Soviet Jazz on American Vinyl: Consuming Diasporic Jazz at Home
The Routledge Companion to Diasporic Jazz Studies. Ed. Bruce Johnson, Ádám Havas, and David Horn. Routledge Press. 162-170. Read.
With origins in African American cultural practices in the Deep South of the US, jazz has long been framed as a uniquely American form of musical expression. In recent years, the study of jazz scenes outside of the US has complicated America-centric narratives, though scholars usually frame the genre as a one-way cultural flow—“America’s inimitable gift to the world”, as Taylor Atkins once put it (2003, xviii). Framed as a far-flung offshoot of American trends, scholars have often assumed that Soviet jazz had no bearing on the global jazz circuit. The consumption of Soviet jazz outside the USSR has received little scholarly attention, in part due to misconceptions about its political status.
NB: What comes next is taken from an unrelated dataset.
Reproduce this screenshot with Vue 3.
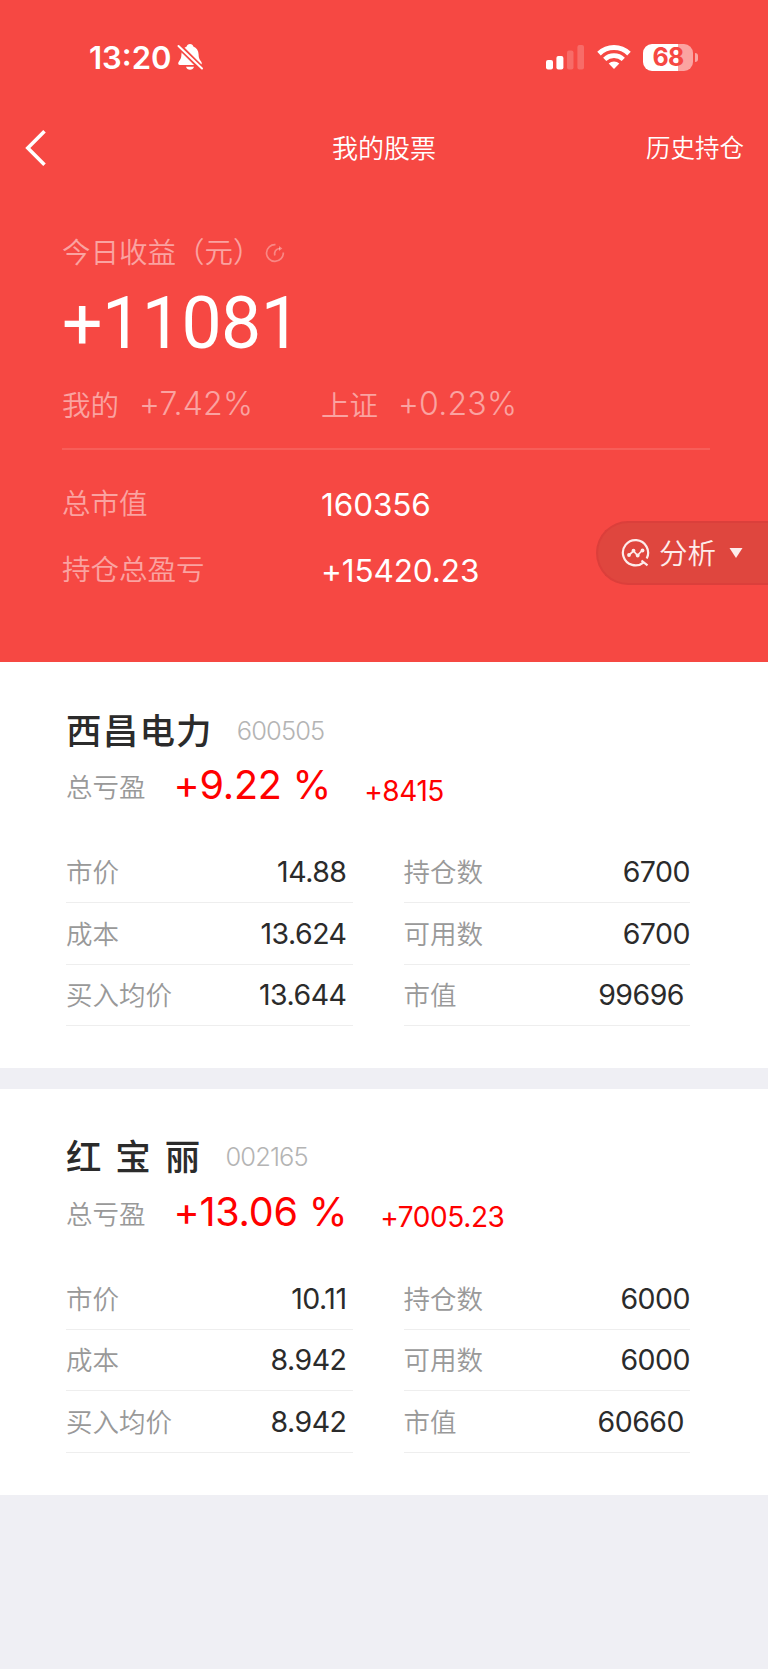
<script setup>
  import {reactive} from 'vue'

  const stocks = reactive([
    {
      name: '西昌电力', code: '600505', rate: '+9.22 %', profit: '+8415',
      left: [
        {label: '市价', value: '14.88'},
        {label: '成本', value: '13.624'},
        {label: '买入均价', value: '13.644'},
      ],
      right: [
        {label: '持仓数', value: '6700'},
        {label: '可用数', value: '6700'},
        {label: '市值', value: '99696'},
      ],
    },
    {
      name: '红 宝 丽', code: '002165', rate: '+13.06 %', profit: '+7005.23',
      left: [
        {label: '市价', value: '10.11'},
        {label: '成本', value: '8.942'},
        {label: '买入均价', value: '8.942'},
      ],
      right: [
        {label: '持仓数', value: '6000'},
        {label: '可用数', value: '6000'},
        {label: '市值', value: '60660'},
      ],
    },
  ])
</script>

<template>
  <div class="page">
    <header class="hero">
      <div class="statusBar">
        <span class="time">13:20</span>
        <svg class="bell" width="28" height="28" viewBox="0 0 28 28">
          <path d="M14 1c1.900 0 3 1 3.300 2.500 3.400 1.300 5.200 4.300 5.300 8 .1 4 1.200 5.300 2.500 7 1.300 1.700.7 3.500-1.100 3.500H4c-1.800 0-2.400-1.800-1.100-3.500 1.300-1.700 2.400-3 2.500-7 .1-3.700 1.900-6.700 5.300-8C11 2 12.100 1 14 1z" fill="#fff" />
          <path d="M10 23.800h8c-.5 1.900-2 3-4 3s-3.500-1.100-4-3z" fill="#fff" />
          <path d="M1 1l26 26" stroke="#f64843" stroke-width="5.500" />
          <path d="M2.500 3l23.500 22.500" stroke="#fff" stroke-width="2" stroke-linecap="round" />
        </svg>
        <div class="indicators">
          <svg width="39" height="26" viewBox="0 0 39 26" fill="#fff">
            <rect x="0" y="16" width="7" height="9.500" rx="2" />
            <rect x="10.400" y="12" width="7" height="13.500" rx="2" />
            <rect x="21" y="6.500" width="6.500" height="19" rx="2" opacity=".2" />
            <rect x="31.400" y="1" width="6.600" height="24.500" rx="2" opacity=".2" />
          </svg>
          <svg class="wifi" width="34" height="26" viewBox="0 0 34 26" fill="none" stroke="#fff" stroke-width="5">
            <path d="M2 9.600a21.500 21.500 0 0 1 30 0" />
            <path d="M7.700 15.300a13.500 13.500 0 0 1 18.600 0" stroke-width="4.600" />
            <path d="M11.700 19.600a7.600 7.600 0 0 1 10.600 0L17 25z" fill="#fff" stroke="none" />
          </svg>
          <div class="battery">
            <span class="batteryText">68</span>
          </div>
          <span class="batteryTip"></span>
        </div>
      </div>

      <nav class="navBar">
        <svg class="back" width="22" height="38" viewBox="0 0 22 38">
          <path d="M20.500 2.300L3.800 19l16.700 16.700" fill="none" stroke="#fff" stroke-width="3.600" />
        </svg>
        <span class="navTitle">我的股票</span>
        <span class="navLink">历史持仓</span>
      </nav>

      <section class="summary">
        <div class="todayLabel">
          <span>今日收益（元）</span>
          <svg width="20" height="20" viewBox="0 0 20 20" fill="none" stroke="#fff" stroke-opacity=".35" stroke-width="1.700">
            <path d="M10.500 1.600A8.400 8.400 0 1 0 18.300 9.500" />
            <path d="M9.800 12.500c-.8-3.800.8-6.800 5.200-7" />
            <path d="M14 3l3.400 2.500L14 8z" fill="#fff" fill-opacity=".35" stroke="none" />
          </svg>
        </div>
        <div class="todayValue">+11081</div>
        <div class="rates">
          <div class="rate"><span>我的</span><span class="rateNum">+7.42%</span></div>
          <div class="rate"><span>上证</span><span class="rateNum">+0.23%</span></div>
        </div>
        <div class="total first"><span>总市值</span><span class="totalNum">160356</span></div>
        <div class="total"><span>持仓总盈亏</span><span class="totalNum">+15420.23</span></div>
      </section>

      <button class="analyse">
        <svg width="30" height="30" viewBox="0 0 30 30" fill="none" stroke="#fdeceb" stroke-width="2.200">
          <path d="M22.700 24.300a12.600 12.600 0 1 1 3-3.800" />
          <path d="M20.500 22.500l6 4.800" />
          <path d="M8 17l4.500-4 4 4.500 5-5.500" stroke-width="1.700" />
          <g fill="#fdeceb" stroke="none">
            <circle cx="8" cy="17" r="1.900" />
            <circle cx="12.500" cy="12.700" r="1.900" />
            <circle cx="16.700" cy="17.500" r="1.900" />
            <circle cx="21.500" cy="12.500" r="1.900" />
          </g>
        </svg>
        <span class="analyseText">分析</span>
        <svg width="14" height="10" viewBox="0 0 14 10"><path d="M.5 0h13L7 10z" fill="#fdeceb" /></svg>
      </button>
    </header>

    <section v-for="stock in stocks" :key="stock.code" class="card">
      <div class="stockHead">
        <span class="stockName">{{stock.name}}</span>
        <span class="stockCode">{{stock.code}}</span>
      </div>
      <div class="stockProfit">
        <span class="profitLabel">总亏盈</span>
        <span class="profitRate">{{stock.rate}}</span>
        <span class="profitNum">{{stock.profit}}</span>
      </div>
      <div class="columns">
        <ul class="column">
          <li v-for="item in stock.left" :key="item.label"><span>{{item.label}}</span><b>{{item.value}}</b></li>
        </ul>
        <ul class="column rightColumn">
          <li v-for="item in stock.right" :key="item.label"><span>{{item.label}}</span><b>{{item.value}}</b></li>
        </ul>
      </div>
    </section>
  </div>
</template>

<style>
body {
  background: #efeff4;
}
</style>

<style scoped>
.page {
  width: 768px;
  height: 1669px;
  overflow: hidden;
  background: #efeff4;
  font-family: Inter, "Noto Sans CJK SC", sans-serif;
  font-weight: 350;
  white-space: nowrap;
}

.hero {
  position: relative;
  height: 662px;
  background: #f64843;
  color: #fff;
}

.statusBar {
  display: flex;
  align-items: center;
  height: 114px;
  padding: 0 70px 0 89px;
}

.time {
  width: 87px;
  font-size: 31px;
  font-weight: 600;
}

.indicators {
  display: flex;
  align-items: center;
  margin-left: auto;
}

.wifi {
  margin: 0 12px 0 12px;
}

.battery {
  width: 50px;
  height: 27px;
  border-radius: 9px;
  background: linear-gradient(to right, #fff 35px, #fba4a1 35px);
  line-height: 27px;
  text-align: center;
}

.batteryText {
  color: #f64843;
  font-size: 25px;
  font-weight: 700;
  letter-spacing: -0.8px;
}

.batteryTip {
  width: 3px;
  height: 9px;
  margin-left: 2px;
  border-radius: 0 5px 5px 0;
  background: #fba4a1;
}

.navBar {
  display: grid;
  grid-template-columns: 1fr auto 1fr;
  align-items: center;
  height: 68px;
  padding: 0 24px;
}

.navTitle {
  padding-bottom: 3px;
  font-size: 26px;
}

.navLink {
  justify-self: end;
  padding-bottom: 3px;
  font-size: 24.5px;
}

.summary {
  padding: 43px 58px 0 62px;
  color: rgba(255, 255, 255, 0.5);
  font-size: 28.5px;
}

.todayLabel {
  display: flex;
  align-items: center;
  height: 50px;
}

.todayLabel svg {
  margin: 6px 0 0 3px;
}

.todayValue {
  height: 93px;
  color: #fff;
  font-family: Roboto, sans-serif;
  font-size: 71.5px;
  font-weight: 400;
  line-height: 98px;
  letter-spacing: -0.5px;
}

.rates {
  display: flex;
  height: 80px;
  border-bottom: 2px solid rgba(255, 255, 255, 0.12);
}

.rate {
  display: flex;
  align-items: center;
  width: 259px;
  height: 70px;
}

.rateNum {
  margin: 1px 0 0 20px;
  font-size: 32px;
  letter-spacing: 0.2px;
}

.total {
  display: flex;
  align-items: center;
  height: 66px;
}

.first {
  margin-top: 18px;
}

.total span:first-child {
  width: 259px;
}

.totalNum {
  margin-top: 6px;
  color: #fff;
  font-size: 31.5px;
  font-weight: 400;
  letter-spacing: -0.1px;
}

.analyse {
  position: absolute;
  top: 521px;
  right: 0;
  display: flex;
  align-items: center;
  box-sizing: border-box;
  width: 172px;
  height: 64px;
  padding: 0 0 0 23px;
  border: 2px solid #db3f3b;
  border-right: none;
  border-radius: 32px 0 0 32px;
  background: #df463e;
  color: #fdeceb;
  font: inherit;
}

.analyseText {
  margin: 0 13px 4px 8px;
  font-size: 28.5px;
}

.card {
  box-sizing: border-box;
  height: 406px;
  margin-bottom: 20.5px;
  padding: 40px 78px 0 66px;
  background: #fff;
}

.stockHead {
  display: flex;
  align-items: center;
  height: 56px;
}

.stockName {
  padding-bottom: 4px;
  color: #2b2b2b;
  font-size: 35.5px;
  font-weight: 500;
  letter-spacing: 1.2px;
  word-spacing: 2px;
}

.stockCode {
  margin-left: 24px;
  color: #b4b4b4;
  font-size: 25.5px;
  letter-spacing: -0.9px;
}

.stockProfit {
  display: flex;
  align-items: center;
  height: 54px;
}

.profitLabel {
  margin-top: 1px;
  color: #999;
  font-size: 26.5px;
}

.profitRate {
  margin-left: 28px;
  color: #f00;
  font-size: 39.5px;
  font-weight: 400;
  letter-spacing: -0.2px;
}

.profitNum {
  margin: 11px 0 0 33px;
  color: #f00;
  font-size: 28px;
  font-weight: 400;
  letter-spacing: -0.4px;
}

.columns {
  display: flex;
  gap: 51px;
  margin-top: 29.5px;
}

.column {
  width: 286.5px;
  margin: 0;
  padding: 0;
  list-style-type: none;
}

.column li {
  display: flex;
  justify-content: space-between;
  align-items: center;
  box-sizing: border-box;
  height: 61.5px;
  padding-right: 6px;
  border-bottom: 1px solid #eee;
  color: #999;
  font-size: 26.5px;
}

.column span {
  padding-bottom: 2px;
}

.rightColumn li {
  padding-right: 0;
}

.rightColumn li:last-child {
  padding-right: 6px;
}

.column b {
  color: #2b2b2b;
  font-size: 28.5px;
  font-weight: 400;
  letter-spacing: -0.5px;
}
</style>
This chapter provides a brief overview of the circulation of Soviet jazz recordings in America, attending to the contours of political discourse, public perception, and intercultural exchange. I focus on a few critical moments in Soviet jazz history under varied political leadership, underscoring the role of key Soviet Azerbaijani, Belarusian, Estonian, Lithuanian, Russian, and Ukrainian musicians. In doing so, I reconsider the role of diplomatic tours and small record labels in the spread of Soviet jazz tunes in the US.